‘Ga je het aan mama vertellen van de stoel?’
Myra is bijna 5. Ik heb haar net met plaatjes uitgelegd hoe het gaat in je lijf en in je hoofd als er nare dingen gebeuren.
En vooral hoe het dus klopt dat dat ook bij haar zo ging en vaak nog steeds gaat.
Dat dat automatisch is en je daar niks aan kunt doen, en dat het dus ook niet je eigen schuld is.
We hebben nog even de tijd om een kleurplaat te maken. Ze wil graag een kleurplaat voor mij maken, en dat ik er dan een voor haar maak.
Omdat ze niet zo goed bij de tafel kan, wisselen we van stoel. Zij op mijn verstelbare bureaustoel waar je zo fijn rondjes op kan draaien, en ik op haar ‘saaie stoel’.
Haar gezichtje vertrekt ineens. Ze kijkt geschrokken en bang. Als ik vraag wat er is begint ze te huilen.
‘Ik moest plassen’, zegt ze snikkend.
De zitting van mijn bureaustoel heeft inderdaad ineens een wat donkerder kleurtje gekregen…
Aan haar blik en houding zie ik dat ze bang is voor mijn reactie.
Ik pak het plaatje van net er weer even bij.
‘Weet je nog lieverd? Geeft niks hoor, kun je niks aan doen.
Kom dan breng ik je naar mama voor een schone broek. Neem je de tekening mee?’
Ze is even opgelucht en dan weer ernstiger. ‘Ga je het aan mama vertellen van de stoel?’
Ik stel haar voor dat we dat samen doen.
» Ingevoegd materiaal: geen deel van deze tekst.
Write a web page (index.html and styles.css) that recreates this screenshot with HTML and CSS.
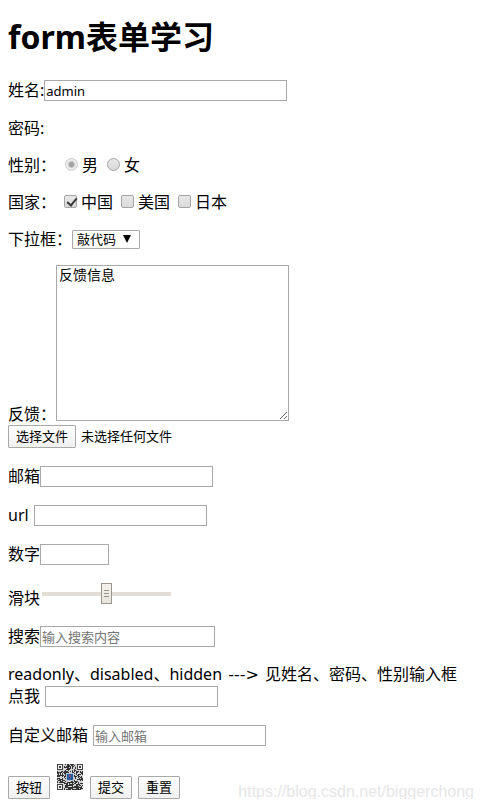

En dat we het plaatje dan ook meenemen zodat mama het ook goed snapt. Dat vindt ze goed.
Gelukkig had ik de dag ervoor een afspraak met mama gehad. Over haar eigen gevoel van falen als haar kids ‘achterlopen’, een terugval in zindelijkheid hebben of ’s nachts niet kunnen slapen.
Over haar schuldgevoel door het geweld dat de kinderen hebben gezien en meegemaakt.
Hoe ze hoopte dat ze er geen last van zouden hebben, en hoe moeilijk het voor haar is om te erkennen dat ze er wel last van hebben en dat dat niet zomaar over is nu de relatie voorbij is.
Een dapper gesprek, dat ruimte gaf voor haar eigen gevoelens. Ze zag in hoe ze juist vanuit dat schuldgevoel soms niet reageerde zoals ze wilde naar de kids. Een vicieuze cirkel.
We bespraken dat moeder komende week eens bewust zou oefenen. Om even stil te staan wanneer ze zich schuldig voelde en dat opmerkte. En dan liefdevol naar zichzelf te reageren, om vervolgens ook te ervaren wat dat deed in de wens om ook liefdevoller naar de kinderen te kunnen reageren.
Dit was meteen een mooie kans om te oefenen…
Myra staat half achter me als moeder ons aan ziet komen. ‘Hoe was het?’ vraagt ze vrolijk aan haar meiske.
Myra is stil en verstopt zich achter mij.
‘Het was goed hè’, zeg ik.
Ze knikt, en komt half tevoorschijn.
‘We hebben fijn gekletst en ook nog gekleurd. En net toen we het hadden gehad over spanning in je lijf, en dat je dan soms niet zo goed iets voelt, bijvoorbeeld dat je moet plassen, gebeurde dat zonet ook.’
Ik geef moeder een veelbetekende blik.
Ze pikt ‘m op, kijkt even vertwijfeld en reageert vervolgens liefdevol door dochter gerust te stellen, een knuffel te geven en een schone broek te halen.
Myra is zichtbaar opgelucht. We maken een nieuwe afspraak en ik geef haar mijn tekening. De hare houdt ze stevig vast.
‘Wil je ‘m zelf graag houden?’
Ze knikt hevig en kijkt wat angstig, alsof ze zich afvraagt of ik dat wel goed vind.
‘Dat snap ik wel, hij is ook wel errug goed gelukt.’
Weer een opluchting. Ze glimlacht stralend en zwaait me samen met mama uit.
Nieuwe paadjes oefenen met ouders en kids in en na stressvolle situaties. Dankbaar werk.